What you are asked to do: Return a copy of each line that holds the string "file".

-- start Supplied material --

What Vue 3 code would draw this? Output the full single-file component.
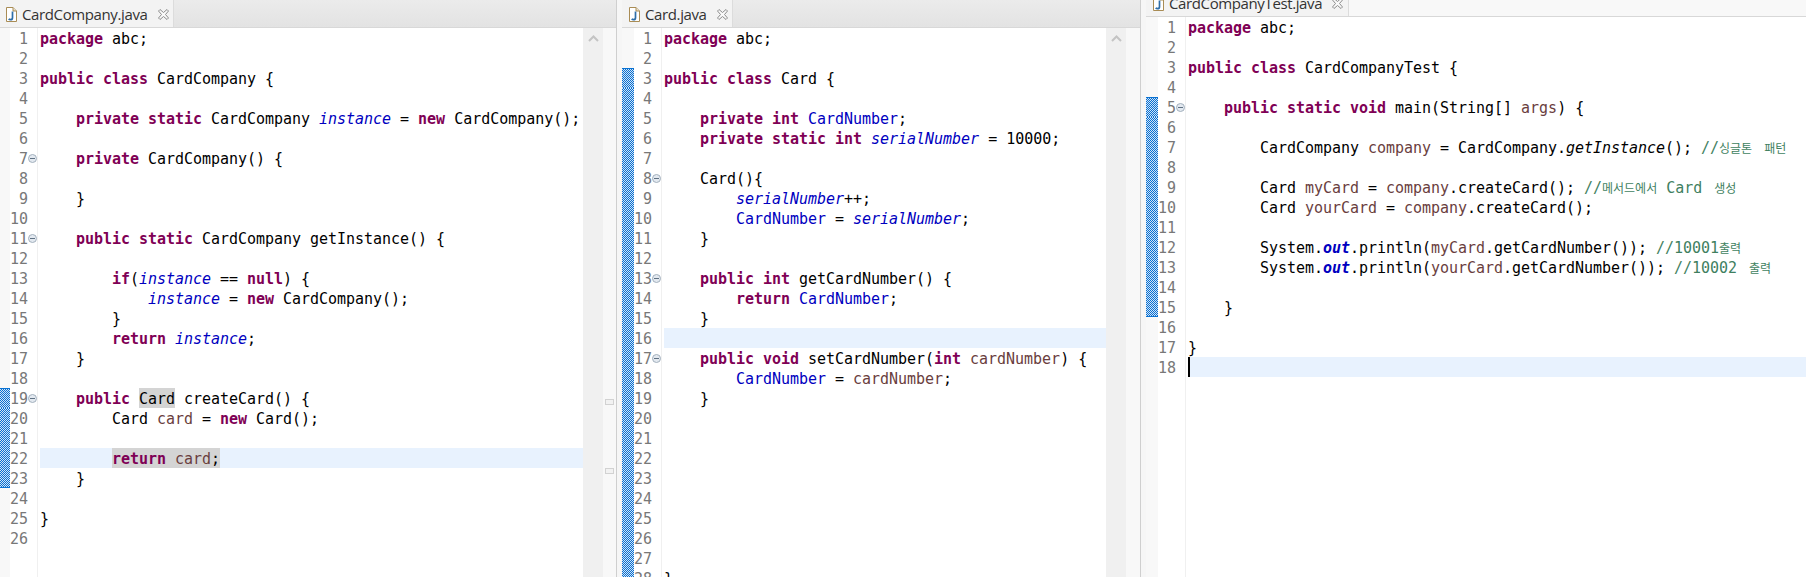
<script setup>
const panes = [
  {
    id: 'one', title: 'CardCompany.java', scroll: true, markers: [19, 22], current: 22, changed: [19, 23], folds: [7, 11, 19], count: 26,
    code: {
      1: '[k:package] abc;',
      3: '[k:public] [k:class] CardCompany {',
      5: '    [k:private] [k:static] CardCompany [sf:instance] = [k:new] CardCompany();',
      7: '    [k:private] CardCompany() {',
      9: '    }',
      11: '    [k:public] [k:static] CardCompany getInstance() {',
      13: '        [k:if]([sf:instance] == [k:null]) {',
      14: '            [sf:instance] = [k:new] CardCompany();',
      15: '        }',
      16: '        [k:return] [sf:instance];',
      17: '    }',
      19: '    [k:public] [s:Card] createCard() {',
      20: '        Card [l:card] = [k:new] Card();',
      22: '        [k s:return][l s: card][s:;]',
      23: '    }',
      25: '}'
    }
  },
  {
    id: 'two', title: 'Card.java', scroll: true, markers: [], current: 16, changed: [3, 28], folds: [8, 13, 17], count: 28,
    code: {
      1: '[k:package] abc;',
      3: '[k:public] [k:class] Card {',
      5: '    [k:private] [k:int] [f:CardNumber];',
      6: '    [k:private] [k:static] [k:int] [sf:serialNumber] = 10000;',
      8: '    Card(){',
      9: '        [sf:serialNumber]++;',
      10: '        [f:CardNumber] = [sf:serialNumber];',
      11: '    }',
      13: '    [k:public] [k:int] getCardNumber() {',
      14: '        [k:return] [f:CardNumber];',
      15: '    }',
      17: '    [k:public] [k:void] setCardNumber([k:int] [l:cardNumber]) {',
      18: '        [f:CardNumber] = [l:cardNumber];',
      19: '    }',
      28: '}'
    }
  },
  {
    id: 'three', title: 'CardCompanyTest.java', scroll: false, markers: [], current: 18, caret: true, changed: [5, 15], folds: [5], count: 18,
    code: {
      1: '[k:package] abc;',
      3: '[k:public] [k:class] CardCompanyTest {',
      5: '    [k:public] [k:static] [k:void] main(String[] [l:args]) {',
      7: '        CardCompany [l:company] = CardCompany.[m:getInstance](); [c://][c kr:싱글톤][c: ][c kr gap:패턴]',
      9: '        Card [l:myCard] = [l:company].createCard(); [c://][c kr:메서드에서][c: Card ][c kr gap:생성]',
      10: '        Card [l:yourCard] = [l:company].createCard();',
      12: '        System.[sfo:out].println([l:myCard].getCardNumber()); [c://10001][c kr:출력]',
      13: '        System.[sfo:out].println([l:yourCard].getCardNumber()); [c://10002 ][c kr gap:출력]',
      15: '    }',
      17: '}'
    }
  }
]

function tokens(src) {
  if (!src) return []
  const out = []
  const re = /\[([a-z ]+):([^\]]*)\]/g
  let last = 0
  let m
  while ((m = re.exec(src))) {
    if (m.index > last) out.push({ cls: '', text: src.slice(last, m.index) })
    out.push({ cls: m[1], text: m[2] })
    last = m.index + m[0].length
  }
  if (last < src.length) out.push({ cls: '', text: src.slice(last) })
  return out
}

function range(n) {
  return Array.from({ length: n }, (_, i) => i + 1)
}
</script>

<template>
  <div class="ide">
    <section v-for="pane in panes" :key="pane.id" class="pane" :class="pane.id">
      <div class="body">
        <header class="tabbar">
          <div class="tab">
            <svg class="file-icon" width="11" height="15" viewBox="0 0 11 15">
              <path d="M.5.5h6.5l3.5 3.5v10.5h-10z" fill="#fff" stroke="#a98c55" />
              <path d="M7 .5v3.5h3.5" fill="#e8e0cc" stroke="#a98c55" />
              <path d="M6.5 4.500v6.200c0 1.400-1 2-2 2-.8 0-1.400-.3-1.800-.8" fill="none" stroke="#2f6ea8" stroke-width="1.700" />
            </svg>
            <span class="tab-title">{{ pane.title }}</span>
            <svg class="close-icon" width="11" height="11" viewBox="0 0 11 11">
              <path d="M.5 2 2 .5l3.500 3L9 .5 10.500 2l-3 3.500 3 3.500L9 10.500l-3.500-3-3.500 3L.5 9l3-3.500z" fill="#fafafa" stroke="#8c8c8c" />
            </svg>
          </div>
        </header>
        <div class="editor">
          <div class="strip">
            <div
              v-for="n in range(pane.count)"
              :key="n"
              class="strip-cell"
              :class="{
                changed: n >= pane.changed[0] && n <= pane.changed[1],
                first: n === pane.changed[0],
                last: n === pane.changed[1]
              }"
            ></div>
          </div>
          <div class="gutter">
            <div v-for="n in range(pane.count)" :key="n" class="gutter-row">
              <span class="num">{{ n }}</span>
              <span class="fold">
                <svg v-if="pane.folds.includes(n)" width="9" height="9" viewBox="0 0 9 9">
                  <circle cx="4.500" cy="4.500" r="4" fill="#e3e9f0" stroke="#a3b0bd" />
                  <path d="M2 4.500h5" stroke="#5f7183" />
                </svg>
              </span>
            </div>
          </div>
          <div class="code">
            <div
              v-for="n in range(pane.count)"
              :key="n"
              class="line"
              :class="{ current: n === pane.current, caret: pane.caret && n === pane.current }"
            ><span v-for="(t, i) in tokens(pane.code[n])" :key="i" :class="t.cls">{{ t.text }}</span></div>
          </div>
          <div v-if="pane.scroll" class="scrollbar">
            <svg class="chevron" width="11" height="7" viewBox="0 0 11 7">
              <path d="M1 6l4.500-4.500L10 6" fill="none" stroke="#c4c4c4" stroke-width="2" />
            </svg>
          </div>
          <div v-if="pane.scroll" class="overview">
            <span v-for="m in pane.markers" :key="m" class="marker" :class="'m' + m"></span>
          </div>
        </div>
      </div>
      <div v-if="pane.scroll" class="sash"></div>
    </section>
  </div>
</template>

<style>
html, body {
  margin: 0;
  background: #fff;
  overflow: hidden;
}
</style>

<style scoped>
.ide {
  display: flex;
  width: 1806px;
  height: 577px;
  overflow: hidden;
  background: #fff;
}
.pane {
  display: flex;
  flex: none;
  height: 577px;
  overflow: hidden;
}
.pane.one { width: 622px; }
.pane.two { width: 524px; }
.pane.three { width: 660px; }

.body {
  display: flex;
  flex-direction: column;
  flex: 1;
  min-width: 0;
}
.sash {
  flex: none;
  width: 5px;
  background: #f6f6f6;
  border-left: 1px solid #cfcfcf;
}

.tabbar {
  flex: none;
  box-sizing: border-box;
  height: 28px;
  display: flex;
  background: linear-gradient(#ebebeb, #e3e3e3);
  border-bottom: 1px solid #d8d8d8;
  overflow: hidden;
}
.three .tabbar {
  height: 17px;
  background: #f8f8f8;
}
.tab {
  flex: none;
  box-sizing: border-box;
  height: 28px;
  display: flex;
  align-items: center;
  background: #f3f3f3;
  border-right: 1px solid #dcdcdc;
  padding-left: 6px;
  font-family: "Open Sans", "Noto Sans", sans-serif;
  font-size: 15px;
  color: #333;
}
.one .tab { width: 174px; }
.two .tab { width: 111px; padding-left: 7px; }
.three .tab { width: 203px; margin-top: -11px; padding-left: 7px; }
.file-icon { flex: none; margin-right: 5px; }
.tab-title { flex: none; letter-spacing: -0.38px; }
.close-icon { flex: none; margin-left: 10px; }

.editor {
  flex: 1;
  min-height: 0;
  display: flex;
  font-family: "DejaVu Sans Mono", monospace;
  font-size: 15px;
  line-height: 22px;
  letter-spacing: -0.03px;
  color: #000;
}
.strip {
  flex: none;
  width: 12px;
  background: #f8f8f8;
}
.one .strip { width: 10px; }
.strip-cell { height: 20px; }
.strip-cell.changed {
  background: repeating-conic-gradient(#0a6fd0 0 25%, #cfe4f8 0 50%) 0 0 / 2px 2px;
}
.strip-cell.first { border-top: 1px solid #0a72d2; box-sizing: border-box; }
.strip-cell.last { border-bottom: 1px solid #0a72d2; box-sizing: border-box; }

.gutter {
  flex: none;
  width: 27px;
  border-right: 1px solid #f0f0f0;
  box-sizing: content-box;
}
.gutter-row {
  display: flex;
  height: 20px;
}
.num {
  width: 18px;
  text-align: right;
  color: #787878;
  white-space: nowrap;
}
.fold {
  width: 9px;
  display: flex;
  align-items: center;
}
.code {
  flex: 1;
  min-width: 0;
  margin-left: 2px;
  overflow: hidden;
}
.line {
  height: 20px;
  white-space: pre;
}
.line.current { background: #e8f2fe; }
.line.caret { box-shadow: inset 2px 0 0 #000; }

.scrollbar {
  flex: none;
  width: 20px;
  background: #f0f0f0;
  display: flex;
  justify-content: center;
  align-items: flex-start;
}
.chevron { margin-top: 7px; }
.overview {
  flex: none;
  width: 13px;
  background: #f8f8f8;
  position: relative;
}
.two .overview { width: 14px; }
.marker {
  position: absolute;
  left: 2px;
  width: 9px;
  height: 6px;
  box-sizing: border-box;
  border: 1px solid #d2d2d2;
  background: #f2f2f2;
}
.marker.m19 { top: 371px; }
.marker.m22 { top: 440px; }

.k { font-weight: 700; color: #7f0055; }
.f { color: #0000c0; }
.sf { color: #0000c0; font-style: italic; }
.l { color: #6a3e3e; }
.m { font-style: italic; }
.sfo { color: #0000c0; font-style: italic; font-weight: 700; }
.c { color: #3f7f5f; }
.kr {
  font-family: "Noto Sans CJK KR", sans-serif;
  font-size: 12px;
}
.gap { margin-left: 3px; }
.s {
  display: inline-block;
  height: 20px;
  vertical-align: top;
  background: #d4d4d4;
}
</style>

-- end Supplied material --

Correct answer:
What Vue 3 code would draw this? Output the full single-file component.
            <svg class="file-icon" width="11" height="15" viewBox="0 0 11 15">
.file-icon { flex: none; margin-right: 5px; }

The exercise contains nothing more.